Why is having a place to visit so important?
To remember and to be remembered are natural human needs.  A permanent memorial in a cemetery provides a focal point for remembrance and memorializing the deceased.  Throughout human history, memorialization of the dead has been a key component of almost every culture.  Psychologists say that remembrance practices, from the funeral or memorial service to permanent memorialization, serve an important emotional function for survivors by helping them bring closure and allowing the healing process to begin.  Providing a permanent resting place for the deceased is a dignified treatment for a loved one’s mortal remains, which fulfills the natural human desire for memorialization.

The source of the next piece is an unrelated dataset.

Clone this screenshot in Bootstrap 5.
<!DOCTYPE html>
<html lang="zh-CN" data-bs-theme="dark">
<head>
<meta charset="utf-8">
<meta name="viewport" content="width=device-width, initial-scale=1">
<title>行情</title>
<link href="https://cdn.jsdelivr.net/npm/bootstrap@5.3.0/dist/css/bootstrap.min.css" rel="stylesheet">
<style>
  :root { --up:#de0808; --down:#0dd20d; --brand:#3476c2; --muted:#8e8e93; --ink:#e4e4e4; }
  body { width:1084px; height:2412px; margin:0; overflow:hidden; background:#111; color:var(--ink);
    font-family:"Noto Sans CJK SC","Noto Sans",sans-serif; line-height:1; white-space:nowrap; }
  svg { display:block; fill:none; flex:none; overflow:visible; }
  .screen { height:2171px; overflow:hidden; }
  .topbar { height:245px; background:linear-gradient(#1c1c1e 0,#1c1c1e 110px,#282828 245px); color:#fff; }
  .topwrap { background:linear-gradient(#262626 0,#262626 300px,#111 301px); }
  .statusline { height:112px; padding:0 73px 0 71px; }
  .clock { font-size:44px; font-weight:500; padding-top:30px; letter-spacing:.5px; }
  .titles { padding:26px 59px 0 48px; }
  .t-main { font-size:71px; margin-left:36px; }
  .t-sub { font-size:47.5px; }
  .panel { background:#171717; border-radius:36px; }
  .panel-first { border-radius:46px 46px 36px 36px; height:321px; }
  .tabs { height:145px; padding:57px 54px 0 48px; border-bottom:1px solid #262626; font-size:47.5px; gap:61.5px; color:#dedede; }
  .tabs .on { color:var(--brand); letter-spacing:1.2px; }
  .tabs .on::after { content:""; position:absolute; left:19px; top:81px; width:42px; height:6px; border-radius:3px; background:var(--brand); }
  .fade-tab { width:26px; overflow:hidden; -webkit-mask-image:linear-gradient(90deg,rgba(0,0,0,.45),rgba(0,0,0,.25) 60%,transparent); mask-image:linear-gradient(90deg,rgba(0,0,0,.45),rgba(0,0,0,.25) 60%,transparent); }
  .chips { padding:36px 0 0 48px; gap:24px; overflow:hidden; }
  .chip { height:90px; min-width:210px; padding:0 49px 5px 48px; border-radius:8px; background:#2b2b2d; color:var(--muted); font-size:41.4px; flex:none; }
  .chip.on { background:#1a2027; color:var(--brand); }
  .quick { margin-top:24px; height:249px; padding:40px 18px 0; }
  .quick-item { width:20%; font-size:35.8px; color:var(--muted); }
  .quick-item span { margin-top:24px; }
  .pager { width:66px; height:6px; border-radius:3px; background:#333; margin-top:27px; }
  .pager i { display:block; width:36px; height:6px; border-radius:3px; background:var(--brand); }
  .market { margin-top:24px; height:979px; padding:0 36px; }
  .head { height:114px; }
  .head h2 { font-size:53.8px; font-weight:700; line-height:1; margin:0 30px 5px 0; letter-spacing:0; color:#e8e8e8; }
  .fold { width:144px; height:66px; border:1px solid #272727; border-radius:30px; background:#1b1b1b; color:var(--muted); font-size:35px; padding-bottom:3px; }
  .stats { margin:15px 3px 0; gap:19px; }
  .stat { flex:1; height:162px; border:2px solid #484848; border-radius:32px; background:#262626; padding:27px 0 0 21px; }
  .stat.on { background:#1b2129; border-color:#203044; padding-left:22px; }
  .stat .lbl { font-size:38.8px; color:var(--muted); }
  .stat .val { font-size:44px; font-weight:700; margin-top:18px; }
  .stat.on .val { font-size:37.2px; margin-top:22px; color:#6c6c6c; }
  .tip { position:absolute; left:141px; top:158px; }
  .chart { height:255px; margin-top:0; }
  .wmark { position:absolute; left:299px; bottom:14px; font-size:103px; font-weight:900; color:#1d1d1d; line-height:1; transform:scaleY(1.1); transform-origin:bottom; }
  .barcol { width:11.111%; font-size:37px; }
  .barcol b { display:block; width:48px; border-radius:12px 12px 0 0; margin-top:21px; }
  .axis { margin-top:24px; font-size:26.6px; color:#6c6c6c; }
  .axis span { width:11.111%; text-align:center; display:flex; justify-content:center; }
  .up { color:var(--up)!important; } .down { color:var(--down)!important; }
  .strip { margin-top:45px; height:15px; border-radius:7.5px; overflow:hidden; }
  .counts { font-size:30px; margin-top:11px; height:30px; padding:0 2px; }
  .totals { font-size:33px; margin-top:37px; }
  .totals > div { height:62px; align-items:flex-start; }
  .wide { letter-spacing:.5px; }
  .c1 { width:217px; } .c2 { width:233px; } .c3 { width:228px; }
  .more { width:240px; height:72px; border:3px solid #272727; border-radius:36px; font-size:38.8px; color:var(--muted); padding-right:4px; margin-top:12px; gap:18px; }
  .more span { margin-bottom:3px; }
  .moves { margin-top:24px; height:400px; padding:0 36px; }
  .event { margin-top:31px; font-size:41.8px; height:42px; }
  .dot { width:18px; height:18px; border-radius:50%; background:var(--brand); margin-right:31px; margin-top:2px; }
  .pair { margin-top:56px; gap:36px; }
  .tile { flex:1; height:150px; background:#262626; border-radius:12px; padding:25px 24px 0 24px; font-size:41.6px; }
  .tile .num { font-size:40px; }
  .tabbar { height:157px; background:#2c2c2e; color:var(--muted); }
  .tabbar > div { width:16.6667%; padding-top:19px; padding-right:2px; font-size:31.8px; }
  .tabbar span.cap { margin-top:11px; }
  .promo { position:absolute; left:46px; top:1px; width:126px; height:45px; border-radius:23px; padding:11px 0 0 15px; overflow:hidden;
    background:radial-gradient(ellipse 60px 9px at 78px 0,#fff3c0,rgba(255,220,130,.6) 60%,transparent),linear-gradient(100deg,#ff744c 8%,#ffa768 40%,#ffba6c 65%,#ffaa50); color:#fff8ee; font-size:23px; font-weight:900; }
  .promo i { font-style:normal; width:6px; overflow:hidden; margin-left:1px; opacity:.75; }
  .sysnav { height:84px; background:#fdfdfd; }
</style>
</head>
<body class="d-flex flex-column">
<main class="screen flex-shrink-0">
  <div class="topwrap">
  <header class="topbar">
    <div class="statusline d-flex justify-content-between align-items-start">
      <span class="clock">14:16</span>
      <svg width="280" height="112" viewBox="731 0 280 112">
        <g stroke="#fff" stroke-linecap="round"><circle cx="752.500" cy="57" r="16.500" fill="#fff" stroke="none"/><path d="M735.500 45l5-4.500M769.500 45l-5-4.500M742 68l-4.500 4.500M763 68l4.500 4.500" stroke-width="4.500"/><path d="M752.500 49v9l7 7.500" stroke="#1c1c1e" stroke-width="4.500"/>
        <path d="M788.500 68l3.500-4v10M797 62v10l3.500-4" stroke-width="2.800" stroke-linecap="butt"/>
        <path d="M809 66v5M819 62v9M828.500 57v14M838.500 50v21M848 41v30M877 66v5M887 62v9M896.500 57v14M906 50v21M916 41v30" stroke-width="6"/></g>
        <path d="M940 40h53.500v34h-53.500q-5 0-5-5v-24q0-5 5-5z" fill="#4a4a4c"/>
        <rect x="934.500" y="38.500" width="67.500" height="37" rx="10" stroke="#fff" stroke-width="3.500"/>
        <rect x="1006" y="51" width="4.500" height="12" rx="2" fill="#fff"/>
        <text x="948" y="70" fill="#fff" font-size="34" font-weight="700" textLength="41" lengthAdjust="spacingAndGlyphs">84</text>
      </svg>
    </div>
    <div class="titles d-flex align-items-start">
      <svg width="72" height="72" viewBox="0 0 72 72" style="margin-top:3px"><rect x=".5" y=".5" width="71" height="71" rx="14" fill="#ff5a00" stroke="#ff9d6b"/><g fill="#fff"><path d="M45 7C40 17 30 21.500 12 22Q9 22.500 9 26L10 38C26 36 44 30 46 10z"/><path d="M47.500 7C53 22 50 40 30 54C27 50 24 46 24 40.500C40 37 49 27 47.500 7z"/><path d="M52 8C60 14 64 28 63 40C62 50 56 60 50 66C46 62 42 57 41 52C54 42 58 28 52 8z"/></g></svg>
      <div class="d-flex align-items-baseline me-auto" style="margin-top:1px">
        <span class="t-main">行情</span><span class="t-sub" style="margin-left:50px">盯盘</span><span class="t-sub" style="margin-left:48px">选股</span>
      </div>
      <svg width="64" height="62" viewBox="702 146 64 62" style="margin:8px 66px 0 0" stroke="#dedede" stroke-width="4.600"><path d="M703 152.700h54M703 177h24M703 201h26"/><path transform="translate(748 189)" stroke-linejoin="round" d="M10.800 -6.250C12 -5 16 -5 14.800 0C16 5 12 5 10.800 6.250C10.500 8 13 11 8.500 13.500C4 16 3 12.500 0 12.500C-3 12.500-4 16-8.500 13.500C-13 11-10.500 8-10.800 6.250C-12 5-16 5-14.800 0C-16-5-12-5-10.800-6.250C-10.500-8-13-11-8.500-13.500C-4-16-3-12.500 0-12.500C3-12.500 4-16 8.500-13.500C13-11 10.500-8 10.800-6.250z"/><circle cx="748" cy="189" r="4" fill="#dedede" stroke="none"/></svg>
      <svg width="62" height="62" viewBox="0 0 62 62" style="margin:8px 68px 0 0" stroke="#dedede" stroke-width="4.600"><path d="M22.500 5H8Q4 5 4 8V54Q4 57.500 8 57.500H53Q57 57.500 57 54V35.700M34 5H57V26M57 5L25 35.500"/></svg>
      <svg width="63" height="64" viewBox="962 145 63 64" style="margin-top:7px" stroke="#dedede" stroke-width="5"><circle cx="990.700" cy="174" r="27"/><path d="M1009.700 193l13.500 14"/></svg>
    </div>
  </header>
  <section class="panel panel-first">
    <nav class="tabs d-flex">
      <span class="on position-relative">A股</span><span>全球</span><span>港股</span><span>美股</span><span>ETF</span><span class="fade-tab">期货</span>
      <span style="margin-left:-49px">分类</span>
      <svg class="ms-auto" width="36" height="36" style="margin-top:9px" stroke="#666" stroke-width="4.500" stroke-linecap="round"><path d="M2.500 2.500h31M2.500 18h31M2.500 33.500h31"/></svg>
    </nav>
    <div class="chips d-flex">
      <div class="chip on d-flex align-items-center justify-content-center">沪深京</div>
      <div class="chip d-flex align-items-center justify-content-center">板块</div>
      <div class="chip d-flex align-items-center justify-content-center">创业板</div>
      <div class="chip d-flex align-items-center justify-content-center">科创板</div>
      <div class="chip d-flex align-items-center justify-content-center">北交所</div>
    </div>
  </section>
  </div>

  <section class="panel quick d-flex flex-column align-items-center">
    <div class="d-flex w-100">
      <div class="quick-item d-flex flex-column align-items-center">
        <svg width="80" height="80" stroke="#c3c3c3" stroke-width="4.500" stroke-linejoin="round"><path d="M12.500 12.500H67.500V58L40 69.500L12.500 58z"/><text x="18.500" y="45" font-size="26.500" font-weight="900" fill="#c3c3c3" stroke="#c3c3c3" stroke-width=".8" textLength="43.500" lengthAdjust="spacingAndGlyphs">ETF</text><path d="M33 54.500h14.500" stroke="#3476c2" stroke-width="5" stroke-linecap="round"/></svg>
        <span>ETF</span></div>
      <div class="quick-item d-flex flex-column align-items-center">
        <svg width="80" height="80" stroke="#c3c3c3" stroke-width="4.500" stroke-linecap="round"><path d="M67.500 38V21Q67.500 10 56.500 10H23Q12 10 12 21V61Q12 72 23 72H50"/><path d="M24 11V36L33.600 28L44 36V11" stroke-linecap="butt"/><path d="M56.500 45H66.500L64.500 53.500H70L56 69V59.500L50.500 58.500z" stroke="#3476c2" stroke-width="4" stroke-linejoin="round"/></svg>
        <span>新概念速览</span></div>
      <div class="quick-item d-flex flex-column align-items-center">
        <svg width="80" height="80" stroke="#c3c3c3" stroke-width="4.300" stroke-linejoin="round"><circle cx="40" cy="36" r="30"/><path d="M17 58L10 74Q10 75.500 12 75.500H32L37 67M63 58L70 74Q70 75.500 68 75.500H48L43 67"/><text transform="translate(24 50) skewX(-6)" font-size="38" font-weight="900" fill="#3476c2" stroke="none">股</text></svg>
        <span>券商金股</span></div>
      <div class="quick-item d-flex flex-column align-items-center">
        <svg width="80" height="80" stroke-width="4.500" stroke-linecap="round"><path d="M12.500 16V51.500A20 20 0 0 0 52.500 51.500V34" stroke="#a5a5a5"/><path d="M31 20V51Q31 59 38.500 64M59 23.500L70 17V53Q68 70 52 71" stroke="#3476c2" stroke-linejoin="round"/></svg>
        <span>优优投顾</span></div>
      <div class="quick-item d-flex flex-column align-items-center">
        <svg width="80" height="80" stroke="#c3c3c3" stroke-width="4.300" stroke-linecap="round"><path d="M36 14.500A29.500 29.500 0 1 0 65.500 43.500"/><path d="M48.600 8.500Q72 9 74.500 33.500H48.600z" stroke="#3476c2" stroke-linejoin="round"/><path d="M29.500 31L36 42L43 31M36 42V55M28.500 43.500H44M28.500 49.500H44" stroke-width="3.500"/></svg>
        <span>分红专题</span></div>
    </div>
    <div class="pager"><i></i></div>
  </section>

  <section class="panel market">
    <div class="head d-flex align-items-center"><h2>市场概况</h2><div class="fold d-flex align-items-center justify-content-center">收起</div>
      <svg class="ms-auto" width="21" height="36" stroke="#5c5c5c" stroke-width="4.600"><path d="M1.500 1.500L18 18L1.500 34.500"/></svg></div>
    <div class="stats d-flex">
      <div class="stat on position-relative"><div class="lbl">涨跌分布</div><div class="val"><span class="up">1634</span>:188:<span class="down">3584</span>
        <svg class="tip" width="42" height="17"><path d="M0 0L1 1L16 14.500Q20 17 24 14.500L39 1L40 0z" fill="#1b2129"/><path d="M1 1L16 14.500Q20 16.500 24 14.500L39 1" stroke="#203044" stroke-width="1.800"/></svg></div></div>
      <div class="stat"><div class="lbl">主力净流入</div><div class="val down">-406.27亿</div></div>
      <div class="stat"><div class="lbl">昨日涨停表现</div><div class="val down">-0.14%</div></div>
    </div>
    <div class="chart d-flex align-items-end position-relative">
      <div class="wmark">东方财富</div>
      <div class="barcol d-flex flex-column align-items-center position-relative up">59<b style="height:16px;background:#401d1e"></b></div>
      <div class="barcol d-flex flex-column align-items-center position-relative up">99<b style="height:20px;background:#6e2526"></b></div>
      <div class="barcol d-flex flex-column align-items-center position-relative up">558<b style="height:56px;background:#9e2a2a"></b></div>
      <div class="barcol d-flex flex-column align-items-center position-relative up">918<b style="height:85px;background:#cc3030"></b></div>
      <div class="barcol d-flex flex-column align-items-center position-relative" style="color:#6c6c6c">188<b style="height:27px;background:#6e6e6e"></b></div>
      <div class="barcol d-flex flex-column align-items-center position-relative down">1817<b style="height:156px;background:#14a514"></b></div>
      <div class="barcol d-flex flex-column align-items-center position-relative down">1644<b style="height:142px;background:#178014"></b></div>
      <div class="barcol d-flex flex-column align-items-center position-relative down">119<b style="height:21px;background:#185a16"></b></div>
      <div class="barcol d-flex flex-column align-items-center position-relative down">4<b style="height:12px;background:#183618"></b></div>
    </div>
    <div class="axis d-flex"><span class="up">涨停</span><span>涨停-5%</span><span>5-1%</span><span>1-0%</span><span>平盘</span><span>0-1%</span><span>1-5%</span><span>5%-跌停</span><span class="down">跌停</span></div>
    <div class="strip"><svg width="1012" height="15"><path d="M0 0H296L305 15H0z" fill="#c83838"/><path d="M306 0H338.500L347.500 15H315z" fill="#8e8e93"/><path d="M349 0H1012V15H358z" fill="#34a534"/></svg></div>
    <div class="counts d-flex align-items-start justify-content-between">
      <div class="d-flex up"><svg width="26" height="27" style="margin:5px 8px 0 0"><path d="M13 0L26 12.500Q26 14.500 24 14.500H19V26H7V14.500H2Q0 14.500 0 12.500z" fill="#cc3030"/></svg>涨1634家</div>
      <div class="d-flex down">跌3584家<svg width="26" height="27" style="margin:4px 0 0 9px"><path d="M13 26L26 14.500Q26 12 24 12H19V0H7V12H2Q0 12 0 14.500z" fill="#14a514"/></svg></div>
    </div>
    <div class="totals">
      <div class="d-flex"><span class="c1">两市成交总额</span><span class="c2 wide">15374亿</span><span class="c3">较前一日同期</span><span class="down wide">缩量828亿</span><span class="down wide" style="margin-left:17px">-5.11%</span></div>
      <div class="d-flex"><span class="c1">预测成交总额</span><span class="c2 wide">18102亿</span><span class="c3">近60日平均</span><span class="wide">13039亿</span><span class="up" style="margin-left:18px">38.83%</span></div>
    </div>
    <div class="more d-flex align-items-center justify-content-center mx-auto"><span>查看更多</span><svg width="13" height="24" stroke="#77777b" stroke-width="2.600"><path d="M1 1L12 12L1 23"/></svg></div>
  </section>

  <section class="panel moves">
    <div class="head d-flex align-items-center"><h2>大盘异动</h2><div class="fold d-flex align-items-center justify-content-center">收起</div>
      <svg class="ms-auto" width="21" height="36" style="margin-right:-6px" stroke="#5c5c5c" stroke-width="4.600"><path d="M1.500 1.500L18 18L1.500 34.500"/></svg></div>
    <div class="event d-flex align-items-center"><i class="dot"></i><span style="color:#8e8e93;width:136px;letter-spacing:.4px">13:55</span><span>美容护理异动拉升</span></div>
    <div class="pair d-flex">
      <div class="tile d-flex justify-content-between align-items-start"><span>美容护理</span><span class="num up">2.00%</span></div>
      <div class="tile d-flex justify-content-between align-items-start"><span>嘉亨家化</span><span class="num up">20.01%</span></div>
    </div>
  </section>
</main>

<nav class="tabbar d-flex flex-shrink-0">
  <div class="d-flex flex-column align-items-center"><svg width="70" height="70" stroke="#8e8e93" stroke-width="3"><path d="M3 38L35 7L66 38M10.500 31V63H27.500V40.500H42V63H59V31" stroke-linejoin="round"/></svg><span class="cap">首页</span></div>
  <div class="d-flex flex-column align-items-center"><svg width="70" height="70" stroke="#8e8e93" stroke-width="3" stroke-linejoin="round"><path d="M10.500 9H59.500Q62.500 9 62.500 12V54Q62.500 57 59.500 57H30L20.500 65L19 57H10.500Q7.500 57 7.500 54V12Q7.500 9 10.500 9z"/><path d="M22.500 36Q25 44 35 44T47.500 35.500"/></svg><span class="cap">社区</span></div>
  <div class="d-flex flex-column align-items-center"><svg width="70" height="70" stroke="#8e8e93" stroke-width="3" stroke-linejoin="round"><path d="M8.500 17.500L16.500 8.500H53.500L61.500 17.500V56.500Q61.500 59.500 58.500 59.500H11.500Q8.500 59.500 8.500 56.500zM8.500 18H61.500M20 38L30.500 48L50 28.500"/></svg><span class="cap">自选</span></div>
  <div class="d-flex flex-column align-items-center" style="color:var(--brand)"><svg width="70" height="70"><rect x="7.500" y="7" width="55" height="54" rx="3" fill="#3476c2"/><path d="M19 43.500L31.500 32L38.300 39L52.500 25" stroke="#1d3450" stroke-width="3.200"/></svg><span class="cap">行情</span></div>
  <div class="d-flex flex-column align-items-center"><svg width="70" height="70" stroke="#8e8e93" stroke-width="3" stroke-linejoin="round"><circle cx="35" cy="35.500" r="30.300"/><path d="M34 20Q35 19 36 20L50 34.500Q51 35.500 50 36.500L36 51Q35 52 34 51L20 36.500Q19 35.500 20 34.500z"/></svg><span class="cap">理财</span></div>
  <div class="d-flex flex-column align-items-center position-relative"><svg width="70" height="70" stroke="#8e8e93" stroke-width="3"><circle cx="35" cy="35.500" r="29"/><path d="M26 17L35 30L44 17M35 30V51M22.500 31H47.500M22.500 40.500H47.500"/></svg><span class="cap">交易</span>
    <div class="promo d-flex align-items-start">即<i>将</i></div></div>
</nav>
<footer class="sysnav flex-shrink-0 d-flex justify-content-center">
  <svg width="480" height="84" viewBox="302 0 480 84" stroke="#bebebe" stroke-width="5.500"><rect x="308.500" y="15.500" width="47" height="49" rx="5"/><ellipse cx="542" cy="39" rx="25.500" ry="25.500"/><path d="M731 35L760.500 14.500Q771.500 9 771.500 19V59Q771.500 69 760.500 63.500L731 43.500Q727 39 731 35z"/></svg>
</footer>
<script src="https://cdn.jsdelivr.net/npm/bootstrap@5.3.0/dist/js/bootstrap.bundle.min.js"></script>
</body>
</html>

What happens when a cemetery runs out of land?
When a cemetery runs out of land, it will continue to operate and serve the community.

In a hundred years will this cemetery still be there?
We think of cemetery lands as being in perpetuity.  There are cemeteries throughout the world that have been in existence for hundreds of years.

How soon after or how long after a death must an individual be buried?
It says in Deuteronomy 21:23 " His body shall not remain all night. Thou shall surely bury him the same day." The underlying theme throughout the burial and mourning process is respect to the deceased. Man in made in the image of God and should be treated with honor and dignity even in death. There are times that it is appropriate to postpone the funeral, only if the reason is to honor the deceased. If there are family members coming from far who's presence would honor the deceased, or if the Rabbi cannot make it at that time. One should also postpone the burial for legal matters.  

Must I purchase a grave liner?
Grave liners are concrete liners that go into the grave and are required by most cemeteries in South Florida due to the high water table.